On the final morning, review only concise notes: service comparisons, metric reminders, deployment and monitoring patterns, and your mistake checklist. Do not open entirely new material. Your goal is recognition and recall stability, not cognitive overload. Trust your preparation. The exam is designed to test practical engineering judgment, and by this stage you should be thinking like the role itself: identify requirements, choose the best Google Cloud pattern, and account for the full ML lifecycle from design through monitoring.
1. A candidate reviewing a full mock exam notices they missed several questions involving model deployment choices. In each case, they selected a technically correct architecture, but not the option with the lowest operational overhead. What is the BEST next step for their final review?

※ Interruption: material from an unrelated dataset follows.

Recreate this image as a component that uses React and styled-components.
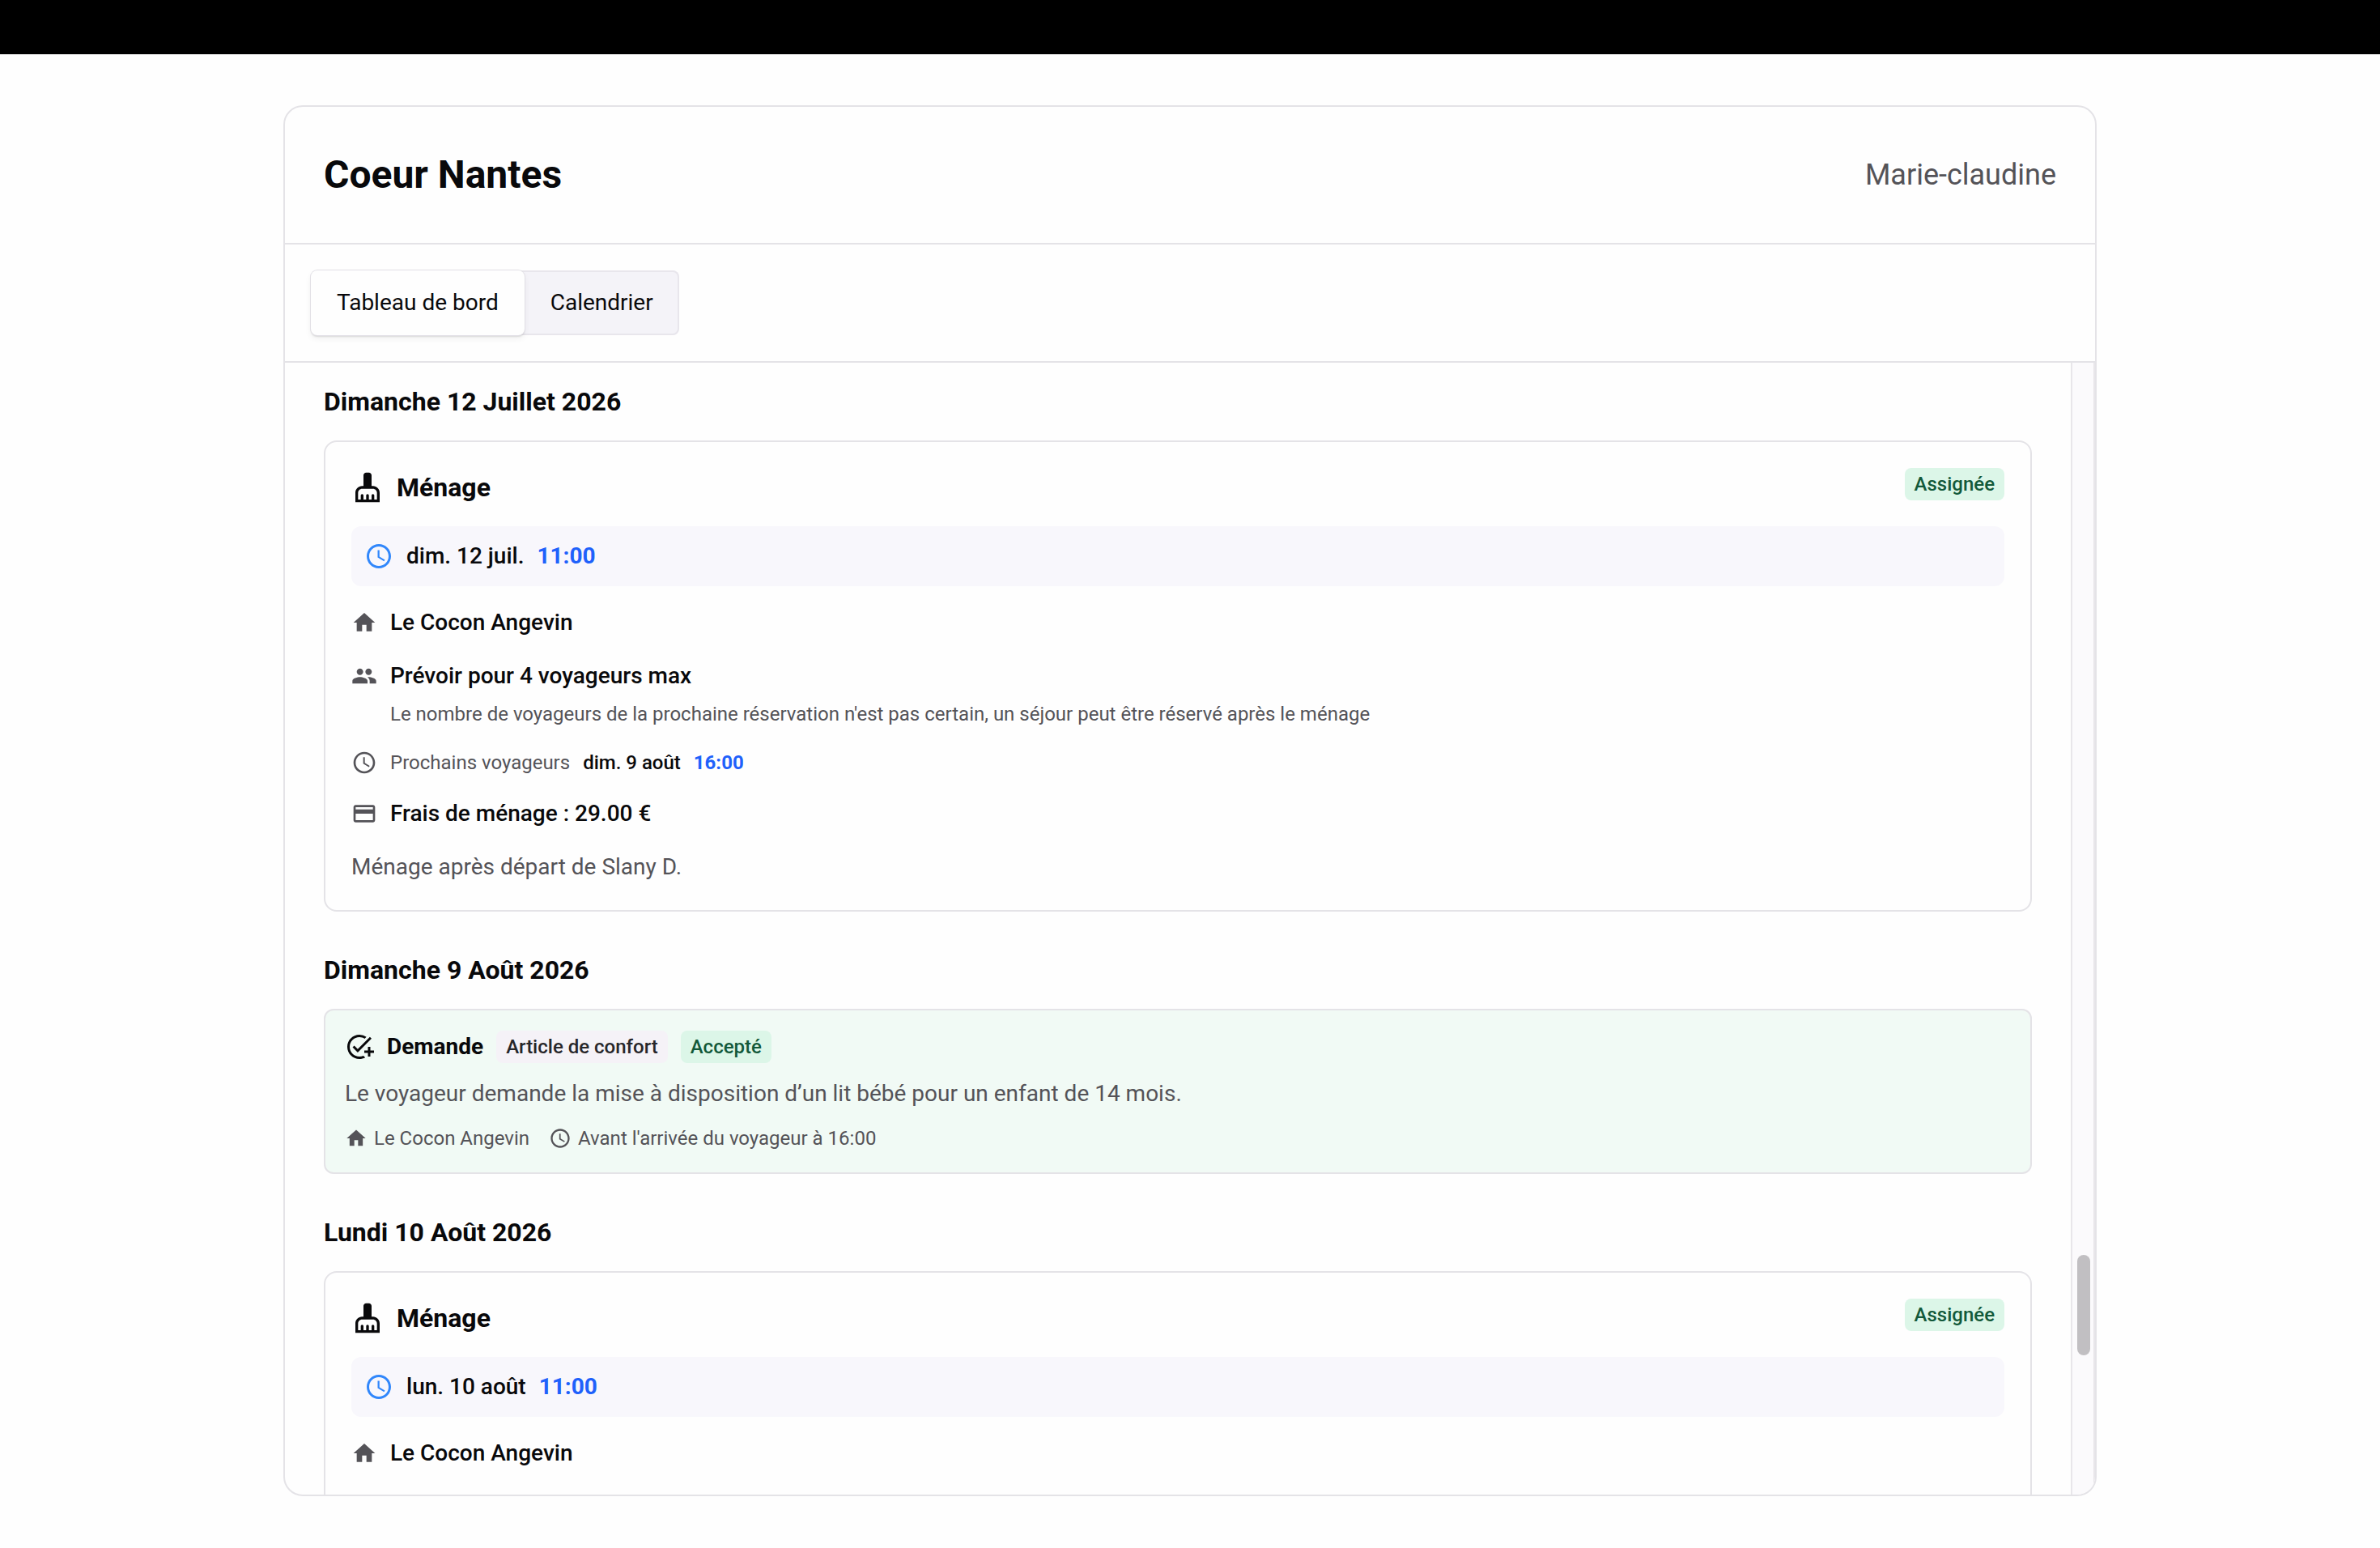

2. A company wants to build a churn prediction solution on data already stored in BigQuery. The business asks for a fast implementation with minimal infrastructure management. Feature engineering needs are modest, and the team prefers SQL-based workflows. Which option should you identify as the MOST likely best answer on the exam?
3. During weak spot analysis, a learner finds that they repeatedly miss questions about retraining and production reliability. They understand model training concepts but struggle to choose the best operational design for recurring workflows. Which study adjustment is MOST appropriate?
4. A practice exam question describes a regulated industry workload with strict governance requirements, reproducible training, and ongoing monitoring for drift after deployment. Two answer choices appear technically feasible, but one uses more managed Google Cloud services. Based on common exam patterns, which choice is MOST likely to be correct?
5. On exam day, a candidate tends to overthink scenario questions and loses time comparing two plausible answers. What is the BEST strategy aligned with this chapter's guidance?